## The exercise
Filter the entries below, keeping only lines with the word "code".
== == ==
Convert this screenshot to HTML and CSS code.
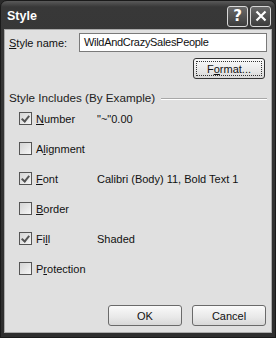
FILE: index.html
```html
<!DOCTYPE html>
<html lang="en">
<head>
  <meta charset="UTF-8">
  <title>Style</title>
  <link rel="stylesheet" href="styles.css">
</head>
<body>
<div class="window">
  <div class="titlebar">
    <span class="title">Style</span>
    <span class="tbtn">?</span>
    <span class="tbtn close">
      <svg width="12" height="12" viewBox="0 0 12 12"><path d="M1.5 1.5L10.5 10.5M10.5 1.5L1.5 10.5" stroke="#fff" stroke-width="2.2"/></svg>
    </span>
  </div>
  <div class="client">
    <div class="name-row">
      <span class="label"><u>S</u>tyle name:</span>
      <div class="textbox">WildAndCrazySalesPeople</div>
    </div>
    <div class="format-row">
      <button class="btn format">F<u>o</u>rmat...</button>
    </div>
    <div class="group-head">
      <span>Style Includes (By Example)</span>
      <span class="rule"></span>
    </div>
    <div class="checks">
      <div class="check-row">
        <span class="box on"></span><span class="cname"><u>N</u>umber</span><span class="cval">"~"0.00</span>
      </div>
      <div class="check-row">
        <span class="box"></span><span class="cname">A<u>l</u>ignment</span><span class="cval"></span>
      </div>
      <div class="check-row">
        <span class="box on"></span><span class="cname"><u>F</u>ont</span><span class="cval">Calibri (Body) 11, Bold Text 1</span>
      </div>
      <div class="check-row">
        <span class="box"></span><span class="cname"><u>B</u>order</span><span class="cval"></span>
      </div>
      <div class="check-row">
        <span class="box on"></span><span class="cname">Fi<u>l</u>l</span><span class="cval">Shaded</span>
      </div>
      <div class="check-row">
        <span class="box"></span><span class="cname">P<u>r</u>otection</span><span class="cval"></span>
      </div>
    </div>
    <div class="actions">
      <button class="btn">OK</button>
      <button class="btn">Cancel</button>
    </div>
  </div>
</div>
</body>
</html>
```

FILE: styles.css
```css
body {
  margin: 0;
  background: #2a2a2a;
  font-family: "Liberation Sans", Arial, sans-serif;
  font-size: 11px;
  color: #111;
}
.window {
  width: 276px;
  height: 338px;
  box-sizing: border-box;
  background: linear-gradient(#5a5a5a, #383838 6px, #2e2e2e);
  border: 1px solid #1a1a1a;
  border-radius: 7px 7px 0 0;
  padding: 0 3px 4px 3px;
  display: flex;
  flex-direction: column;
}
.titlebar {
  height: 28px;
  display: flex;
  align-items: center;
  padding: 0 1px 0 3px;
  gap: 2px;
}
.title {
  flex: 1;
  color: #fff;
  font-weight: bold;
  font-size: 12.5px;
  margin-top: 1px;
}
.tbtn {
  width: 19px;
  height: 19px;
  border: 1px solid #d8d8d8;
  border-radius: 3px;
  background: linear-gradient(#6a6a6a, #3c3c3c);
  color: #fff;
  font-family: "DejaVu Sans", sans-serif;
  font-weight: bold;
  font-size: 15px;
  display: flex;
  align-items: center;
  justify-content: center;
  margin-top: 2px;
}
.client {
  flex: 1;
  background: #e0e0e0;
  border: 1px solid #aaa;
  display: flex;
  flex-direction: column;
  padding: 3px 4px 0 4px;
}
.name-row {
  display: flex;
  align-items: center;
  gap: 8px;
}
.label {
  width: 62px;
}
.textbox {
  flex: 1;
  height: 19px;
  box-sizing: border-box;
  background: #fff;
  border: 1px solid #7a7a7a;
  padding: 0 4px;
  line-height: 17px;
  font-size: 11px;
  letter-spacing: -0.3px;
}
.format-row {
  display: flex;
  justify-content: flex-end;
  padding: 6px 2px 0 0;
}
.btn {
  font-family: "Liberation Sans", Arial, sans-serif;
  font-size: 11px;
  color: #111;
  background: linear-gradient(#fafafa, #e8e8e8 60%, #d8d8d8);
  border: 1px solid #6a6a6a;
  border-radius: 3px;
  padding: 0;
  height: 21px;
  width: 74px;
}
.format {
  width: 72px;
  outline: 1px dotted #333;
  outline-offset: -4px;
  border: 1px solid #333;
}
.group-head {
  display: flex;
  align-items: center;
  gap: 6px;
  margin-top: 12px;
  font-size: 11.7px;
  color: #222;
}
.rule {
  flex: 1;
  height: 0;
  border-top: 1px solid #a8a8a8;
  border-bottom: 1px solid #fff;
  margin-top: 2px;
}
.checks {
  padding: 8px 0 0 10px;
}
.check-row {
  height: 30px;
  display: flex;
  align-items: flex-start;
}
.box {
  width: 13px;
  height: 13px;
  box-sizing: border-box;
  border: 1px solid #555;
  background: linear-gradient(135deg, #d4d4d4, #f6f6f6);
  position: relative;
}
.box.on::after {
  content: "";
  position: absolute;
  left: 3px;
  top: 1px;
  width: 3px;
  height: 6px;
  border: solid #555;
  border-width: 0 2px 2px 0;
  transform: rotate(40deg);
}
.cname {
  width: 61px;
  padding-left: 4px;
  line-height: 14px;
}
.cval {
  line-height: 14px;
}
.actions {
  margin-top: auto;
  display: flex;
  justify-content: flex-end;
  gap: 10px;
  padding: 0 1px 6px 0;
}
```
== == ==
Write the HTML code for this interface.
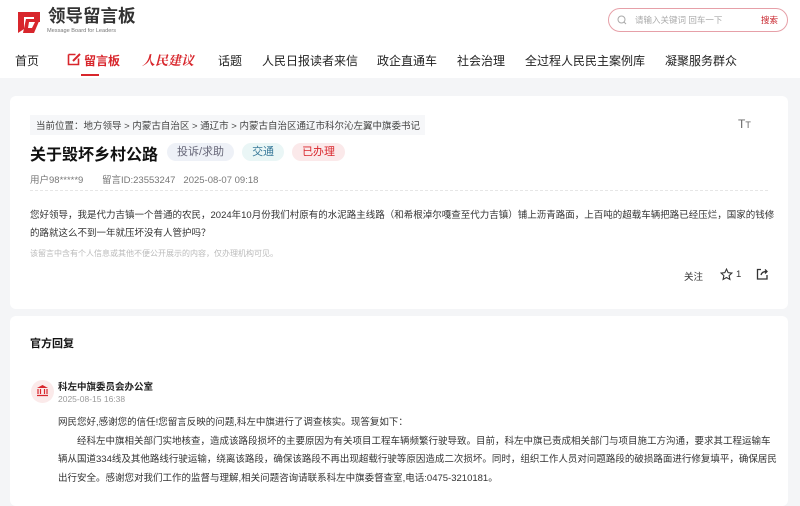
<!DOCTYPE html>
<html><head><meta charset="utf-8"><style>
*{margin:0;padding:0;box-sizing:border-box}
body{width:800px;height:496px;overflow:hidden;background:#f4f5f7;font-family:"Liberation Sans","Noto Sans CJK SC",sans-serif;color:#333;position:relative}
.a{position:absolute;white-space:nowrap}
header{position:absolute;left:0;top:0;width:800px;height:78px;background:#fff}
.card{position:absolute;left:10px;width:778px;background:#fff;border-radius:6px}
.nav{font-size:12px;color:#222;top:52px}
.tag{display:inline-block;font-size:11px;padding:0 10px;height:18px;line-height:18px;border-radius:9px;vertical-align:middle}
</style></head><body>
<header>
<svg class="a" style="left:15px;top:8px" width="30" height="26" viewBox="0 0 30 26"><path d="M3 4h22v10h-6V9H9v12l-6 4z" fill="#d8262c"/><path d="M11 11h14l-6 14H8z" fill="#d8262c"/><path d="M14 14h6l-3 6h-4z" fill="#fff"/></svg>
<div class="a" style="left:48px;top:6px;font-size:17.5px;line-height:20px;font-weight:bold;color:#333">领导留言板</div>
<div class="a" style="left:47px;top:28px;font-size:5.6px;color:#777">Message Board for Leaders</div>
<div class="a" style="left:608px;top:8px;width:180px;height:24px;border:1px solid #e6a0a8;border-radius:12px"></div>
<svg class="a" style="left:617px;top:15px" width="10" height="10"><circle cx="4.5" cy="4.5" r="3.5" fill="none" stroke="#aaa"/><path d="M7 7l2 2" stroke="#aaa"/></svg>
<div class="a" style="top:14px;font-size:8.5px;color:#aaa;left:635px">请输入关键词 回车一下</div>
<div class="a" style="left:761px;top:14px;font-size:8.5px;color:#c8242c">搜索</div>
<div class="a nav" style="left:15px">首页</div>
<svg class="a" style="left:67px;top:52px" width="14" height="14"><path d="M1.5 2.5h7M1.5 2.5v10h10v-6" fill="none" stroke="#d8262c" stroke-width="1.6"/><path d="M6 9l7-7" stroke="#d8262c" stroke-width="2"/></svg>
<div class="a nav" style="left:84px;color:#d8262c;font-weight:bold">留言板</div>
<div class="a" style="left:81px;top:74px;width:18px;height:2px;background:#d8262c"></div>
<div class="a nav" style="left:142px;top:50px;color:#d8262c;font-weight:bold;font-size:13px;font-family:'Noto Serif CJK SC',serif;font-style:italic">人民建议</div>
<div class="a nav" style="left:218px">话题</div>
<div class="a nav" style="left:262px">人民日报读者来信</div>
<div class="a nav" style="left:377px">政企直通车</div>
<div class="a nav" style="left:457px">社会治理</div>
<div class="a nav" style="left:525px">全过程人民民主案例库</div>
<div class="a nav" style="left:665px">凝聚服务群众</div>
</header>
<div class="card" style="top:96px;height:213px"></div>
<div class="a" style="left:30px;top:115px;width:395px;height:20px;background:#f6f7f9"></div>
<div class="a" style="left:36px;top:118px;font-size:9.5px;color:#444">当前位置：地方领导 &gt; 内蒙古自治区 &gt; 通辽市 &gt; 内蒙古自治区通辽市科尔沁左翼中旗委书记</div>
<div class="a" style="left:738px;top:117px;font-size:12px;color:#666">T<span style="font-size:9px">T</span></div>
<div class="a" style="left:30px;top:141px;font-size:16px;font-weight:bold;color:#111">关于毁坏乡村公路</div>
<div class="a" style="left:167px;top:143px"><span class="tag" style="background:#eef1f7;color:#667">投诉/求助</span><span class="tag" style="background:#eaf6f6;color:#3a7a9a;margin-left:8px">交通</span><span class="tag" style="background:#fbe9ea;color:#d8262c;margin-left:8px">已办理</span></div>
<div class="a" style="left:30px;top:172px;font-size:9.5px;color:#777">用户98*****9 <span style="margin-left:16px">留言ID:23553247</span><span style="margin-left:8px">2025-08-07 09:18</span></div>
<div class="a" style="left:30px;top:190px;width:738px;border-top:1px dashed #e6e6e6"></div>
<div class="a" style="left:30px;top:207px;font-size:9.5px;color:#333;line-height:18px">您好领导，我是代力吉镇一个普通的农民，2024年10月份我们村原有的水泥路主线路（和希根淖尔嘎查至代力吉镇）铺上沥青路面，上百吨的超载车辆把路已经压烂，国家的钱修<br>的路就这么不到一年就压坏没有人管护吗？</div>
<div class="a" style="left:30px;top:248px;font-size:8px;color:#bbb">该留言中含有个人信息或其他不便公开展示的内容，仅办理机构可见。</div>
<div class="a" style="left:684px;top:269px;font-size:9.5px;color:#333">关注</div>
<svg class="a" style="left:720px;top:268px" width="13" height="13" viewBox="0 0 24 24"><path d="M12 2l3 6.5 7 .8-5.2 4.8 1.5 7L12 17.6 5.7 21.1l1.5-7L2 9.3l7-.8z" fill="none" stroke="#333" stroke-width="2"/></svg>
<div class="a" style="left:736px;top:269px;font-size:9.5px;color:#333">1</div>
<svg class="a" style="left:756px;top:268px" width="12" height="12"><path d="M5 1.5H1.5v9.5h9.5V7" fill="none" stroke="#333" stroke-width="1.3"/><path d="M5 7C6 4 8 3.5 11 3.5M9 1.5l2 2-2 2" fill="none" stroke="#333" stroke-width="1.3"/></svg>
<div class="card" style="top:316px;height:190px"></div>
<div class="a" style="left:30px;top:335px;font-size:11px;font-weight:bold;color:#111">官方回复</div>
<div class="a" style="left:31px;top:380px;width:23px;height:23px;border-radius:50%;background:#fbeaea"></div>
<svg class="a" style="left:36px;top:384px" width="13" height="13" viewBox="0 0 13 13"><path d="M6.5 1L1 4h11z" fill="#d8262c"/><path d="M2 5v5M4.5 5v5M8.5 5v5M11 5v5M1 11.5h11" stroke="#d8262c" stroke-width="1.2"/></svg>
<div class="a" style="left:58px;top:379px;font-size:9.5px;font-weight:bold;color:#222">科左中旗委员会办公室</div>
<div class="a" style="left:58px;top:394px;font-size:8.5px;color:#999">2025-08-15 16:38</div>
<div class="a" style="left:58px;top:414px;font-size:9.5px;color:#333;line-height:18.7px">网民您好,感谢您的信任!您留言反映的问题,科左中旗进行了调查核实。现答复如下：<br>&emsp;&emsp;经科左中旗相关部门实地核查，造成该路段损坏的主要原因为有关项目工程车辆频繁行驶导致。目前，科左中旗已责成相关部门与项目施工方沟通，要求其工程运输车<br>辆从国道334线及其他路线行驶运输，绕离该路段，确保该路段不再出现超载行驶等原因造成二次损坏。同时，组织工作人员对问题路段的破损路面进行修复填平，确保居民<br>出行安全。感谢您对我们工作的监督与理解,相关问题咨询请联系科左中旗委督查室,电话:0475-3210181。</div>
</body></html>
== == ==
## Result
Convert this screenshot to HTML and CSS code.
Write the HTML code for this interface.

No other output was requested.